◆ TASK OBJECTIVE
Identify, in the records below, every line where the string "this" appears, and copy each such line.

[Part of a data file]

==================================================

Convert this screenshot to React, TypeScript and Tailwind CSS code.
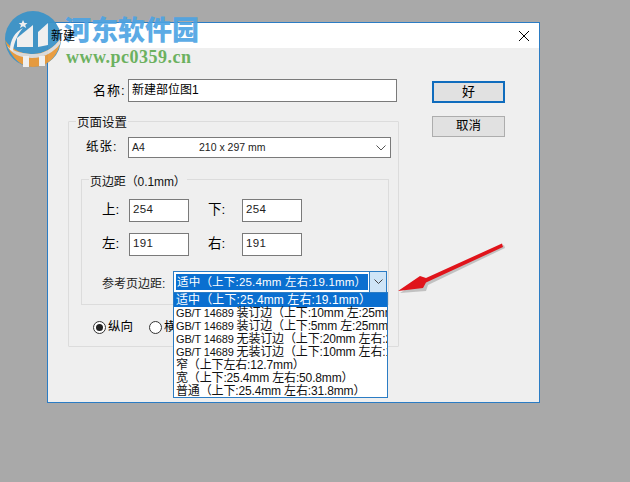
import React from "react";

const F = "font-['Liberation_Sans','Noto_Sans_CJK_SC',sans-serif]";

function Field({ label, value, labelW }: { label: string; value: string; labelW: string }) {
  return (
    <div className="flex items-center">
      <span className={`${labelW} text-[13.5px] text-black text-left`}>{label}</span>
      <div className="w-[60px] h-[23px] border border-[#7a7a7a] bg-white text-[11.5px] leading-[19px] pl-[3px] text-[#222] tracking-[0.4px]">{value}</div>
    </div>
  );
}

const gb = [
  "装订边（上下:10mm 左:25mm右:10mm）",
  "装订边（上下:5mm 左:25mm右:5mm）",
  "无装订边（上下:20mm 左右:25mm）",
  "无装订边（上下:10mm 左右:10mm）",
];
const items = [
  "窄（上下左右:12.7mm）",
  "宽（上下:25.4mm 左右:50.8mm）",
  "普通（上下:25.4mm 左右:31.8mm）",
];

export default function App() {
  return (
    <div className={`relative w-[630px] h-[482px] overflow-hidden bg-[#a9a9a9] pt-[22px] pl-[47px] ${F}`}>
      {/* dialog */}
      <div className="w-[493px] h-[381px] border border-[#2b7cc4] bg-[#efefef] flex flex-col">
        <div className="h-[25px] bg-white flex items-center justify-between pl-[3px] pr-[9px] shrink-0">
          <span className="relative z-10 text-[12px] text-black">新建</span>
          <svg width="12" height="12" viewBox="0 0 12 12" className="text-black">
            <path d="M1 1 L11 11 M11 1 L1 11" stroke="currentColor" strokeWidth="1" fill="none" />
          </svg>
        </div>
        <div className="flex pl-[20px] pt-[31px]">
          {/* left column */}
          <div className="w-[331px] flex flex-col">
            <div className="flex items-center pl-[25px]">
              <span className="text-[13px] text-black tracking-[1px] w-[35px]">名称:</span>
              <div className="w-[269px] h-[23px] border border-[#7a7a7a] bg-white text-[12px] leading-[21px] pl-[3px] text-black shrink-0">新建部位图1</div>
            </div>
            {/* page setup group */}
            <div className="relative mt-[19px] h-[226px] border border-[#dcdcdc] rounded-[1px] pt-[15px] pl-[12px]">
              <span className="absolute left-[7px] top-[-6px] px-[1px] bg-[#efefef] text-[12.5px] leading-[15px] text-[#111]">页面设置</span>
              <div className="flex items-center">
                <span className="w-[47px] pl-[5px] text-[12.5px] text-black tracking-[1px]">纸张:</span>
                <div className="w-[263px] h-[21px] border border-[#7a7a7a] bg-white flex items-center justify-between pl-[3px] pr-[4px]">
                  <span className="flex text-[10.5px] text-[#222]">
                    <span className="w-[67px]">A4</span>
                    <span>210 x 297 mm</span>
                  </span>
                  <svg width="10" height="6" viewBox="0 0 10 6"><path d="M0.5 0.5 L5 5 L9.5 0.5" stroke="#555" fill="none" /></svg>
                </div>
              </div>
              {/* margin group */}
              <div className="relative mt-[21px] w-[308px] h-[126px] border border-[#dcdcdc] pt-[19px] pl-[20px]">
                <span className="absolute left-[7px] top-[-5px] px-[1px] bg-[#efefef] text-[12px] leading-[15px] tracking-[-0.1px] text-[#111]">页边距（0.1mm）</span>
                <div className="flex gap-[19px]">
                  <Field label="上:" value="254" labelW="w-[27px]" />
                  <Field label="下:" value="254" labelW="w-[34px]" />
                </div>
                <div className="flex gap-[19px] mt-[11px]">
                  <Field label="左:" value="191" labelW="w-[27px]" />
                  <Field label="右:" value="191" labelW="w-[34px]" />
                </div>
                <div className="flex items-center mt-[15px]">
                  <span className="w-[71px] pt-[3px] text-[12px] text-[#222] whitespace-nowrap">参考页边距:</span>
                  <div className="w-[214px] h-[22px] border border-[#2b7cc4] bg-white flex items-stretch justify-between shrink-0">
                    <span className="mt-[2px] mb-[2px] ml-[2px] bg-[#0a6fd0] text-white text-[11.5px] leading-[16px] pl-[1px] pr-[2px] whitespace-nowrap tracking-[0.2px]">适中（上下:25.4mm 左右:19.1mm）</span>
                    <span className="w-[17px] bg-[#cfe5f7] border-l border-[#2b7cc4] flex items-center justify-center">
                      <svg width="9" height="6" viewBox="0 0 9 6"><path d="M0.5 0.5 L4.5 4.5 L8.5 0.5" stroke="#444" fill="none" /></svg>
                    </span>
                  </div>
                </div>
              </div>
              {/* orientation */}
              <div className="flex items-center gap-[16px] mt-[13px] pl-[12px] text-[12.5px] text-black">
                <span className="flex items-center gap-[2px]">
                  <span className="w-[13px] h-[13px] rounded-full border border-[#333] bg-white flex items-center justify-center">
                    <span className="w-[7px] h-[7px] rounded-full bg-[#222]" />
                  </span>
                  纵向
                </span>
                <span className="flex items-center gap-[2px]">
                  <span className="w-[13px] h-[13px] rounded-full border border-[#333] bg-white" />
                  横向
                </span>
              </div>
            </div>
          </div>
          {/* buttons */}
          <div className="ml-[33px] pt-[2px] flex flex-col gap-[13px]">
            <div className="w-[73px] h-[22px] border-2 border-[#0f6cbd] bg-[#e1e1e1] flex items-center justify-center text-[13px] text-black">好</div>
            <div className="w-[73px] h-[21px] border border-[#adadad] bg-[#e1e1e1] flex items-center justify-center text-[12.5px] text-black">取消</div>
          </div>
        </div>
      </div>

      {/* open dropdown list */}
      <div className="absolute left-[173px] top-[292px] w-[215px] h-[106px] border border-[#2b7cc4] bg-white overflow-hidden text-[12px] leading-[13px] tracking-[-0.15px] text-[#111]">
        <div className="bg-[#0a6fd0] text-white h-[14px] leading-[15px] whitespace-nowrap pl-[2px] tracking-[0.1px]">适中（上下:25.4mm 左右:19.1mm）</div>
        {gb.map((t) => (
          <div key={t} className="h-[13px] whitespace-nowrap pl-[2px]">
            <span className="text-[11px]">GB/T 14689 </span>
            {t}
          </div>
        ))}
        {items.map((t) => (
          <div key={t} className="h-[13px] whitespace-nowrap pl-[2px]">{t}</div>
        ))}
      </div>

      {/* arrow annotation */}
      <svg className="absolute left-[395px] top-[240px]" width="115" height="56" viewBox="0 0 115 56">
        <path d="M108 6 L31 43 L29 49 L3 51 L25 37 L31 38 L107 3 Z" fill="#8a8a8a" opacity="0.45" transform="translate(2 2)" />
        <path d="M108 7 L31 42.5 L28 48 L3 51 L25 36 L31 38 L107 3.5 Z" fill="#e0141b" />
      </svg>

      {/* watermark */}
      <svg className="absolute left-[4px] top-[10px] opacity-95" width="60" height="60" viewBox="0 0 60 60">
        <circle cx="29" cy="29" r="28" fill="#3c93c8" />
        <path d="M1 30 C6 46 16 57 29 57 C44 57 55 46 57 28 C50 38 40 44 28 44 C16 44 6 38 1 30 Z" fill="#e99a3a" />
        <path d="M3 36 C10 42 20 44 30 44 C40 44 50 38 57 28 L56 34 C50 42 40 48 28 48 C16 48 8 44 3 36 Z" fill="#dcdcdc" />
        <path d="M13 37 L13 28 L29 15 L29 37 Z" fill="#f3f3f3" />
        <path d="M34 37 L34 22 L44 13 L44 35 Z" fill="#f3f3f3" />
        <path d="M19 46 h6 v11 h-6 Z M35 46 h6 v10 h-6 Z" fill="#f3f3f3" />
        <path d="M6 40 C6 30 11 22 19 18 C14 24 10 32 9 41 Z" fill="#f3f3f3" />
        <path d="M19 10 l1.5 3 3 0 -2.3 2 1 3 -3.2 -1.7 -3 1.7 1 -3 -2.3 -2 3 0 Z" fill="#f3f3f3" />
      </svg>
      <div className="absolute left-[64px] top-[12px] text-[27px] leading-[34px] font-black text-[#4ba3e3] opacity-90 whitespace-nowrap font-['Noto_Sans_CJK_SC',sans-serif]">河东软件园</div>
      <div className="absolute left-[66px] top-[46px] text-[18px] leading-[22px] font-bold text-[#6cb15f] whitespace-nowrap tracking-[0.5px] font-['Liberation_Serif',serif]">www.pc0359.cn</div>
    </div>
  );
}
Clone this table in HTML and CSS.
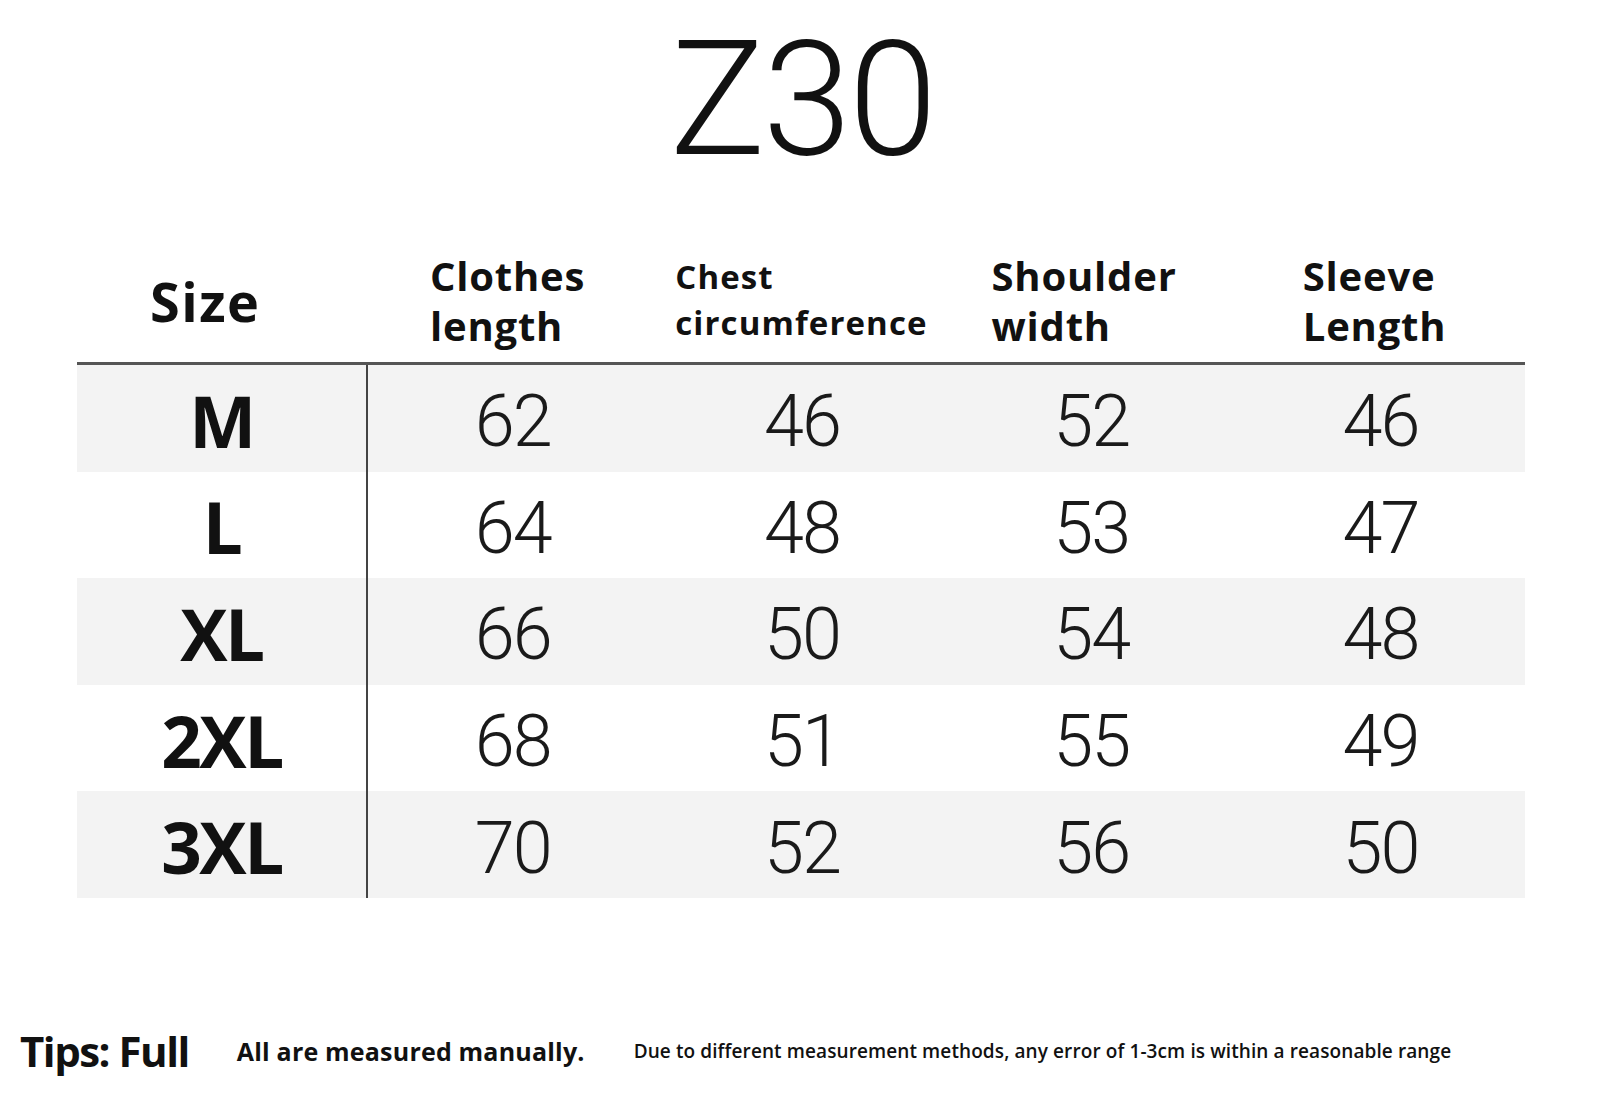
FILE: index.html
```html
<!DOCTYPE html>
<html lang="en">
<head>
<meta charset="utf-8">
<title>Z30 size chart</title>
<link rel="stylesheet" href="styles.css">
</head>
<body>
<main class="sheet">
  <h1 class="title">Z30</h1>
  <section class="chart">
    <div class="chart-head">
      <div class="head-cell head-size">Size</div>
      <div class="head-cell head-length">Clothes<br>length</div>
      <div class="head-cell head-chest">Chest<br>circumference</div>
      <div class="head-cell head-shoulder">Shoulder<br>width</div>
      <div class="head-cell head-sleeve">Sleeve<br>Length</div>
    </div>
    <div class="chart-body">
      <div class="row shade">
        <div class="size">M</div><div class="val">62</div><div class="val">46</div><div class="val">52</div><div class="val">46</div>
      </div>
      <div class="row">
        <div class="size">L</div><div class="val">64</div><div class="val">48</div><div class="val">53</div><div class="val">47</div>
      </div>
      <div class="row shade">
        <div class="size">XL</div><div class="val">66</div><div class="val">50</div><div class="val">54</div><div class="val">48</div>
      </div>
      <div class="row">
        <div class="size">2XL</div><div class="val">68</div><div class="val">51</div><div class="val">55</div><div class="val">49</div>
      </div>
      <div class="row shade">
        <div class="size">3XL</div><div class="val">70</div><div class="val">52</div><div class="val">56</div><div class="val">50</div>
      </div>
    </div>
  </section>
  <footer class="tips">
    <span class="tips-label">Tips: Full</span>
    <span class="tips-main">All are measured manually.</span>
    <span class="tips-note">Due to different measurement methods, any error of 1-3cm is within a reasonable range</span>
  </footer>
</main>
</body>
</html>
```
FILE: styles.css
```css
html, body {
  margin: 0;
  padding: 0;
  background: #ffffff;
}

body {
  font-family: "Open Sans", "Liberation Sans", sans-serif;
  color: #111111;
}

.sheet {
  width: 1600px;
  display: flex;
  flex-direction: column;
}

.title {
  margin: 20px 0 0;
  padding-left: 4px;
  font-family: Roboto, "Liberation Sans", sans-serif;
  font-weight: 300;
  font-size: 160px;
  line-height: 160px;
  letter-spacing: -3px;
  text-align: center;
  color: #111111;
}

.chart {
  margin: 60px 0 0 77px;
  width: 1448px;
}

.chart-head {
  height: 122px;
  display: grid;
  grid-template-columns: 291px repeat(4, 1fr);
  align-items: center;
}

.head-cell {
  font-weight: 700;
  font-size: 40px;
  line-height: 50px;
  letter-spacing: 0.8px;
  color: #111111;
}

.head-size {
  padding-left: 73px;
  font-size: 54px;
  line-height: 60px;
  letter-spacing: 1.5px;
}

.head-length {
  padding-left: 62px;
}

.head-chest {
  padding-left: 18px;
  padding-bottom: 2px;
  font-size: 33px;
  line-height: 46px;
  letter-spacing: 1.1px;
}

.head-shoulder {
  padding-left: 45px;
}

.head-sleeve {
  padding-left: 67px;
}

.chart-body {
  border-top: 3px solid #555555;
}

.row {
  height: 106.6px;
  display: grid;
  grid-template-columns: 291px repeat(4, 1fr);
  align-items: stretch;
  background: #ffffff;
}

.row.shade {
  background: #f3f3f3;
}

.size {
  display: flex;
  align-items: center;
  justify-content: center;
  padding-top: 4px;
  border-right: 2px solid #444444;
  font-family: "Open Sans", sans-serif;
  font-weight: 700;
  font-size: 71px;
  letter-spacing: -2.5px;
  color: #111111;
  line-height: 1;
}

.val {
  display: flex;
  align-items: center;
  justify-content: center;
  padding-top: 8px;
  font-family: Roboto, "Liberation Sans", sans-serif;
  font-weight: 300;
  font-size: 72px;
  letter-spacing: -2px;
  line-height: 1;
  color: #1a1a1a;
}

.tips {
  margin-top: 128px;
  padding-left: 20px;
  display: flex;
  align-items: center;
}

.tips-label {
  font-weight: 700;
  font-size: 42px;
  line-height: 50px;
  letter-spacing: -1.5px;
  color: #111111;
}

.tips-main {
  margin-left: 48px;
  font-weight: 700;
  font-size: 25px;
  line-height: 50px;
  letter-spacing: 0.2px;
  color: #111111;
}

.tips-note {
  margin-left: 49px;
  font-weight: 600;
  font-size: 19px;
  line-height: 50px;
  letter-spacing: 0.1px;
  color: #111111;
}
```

==================================================

◆ FINISHED ANSWER
Convert this screenshot to React, TypeScript and Tailwind CSS code.
Clone this table in HTML and CSS.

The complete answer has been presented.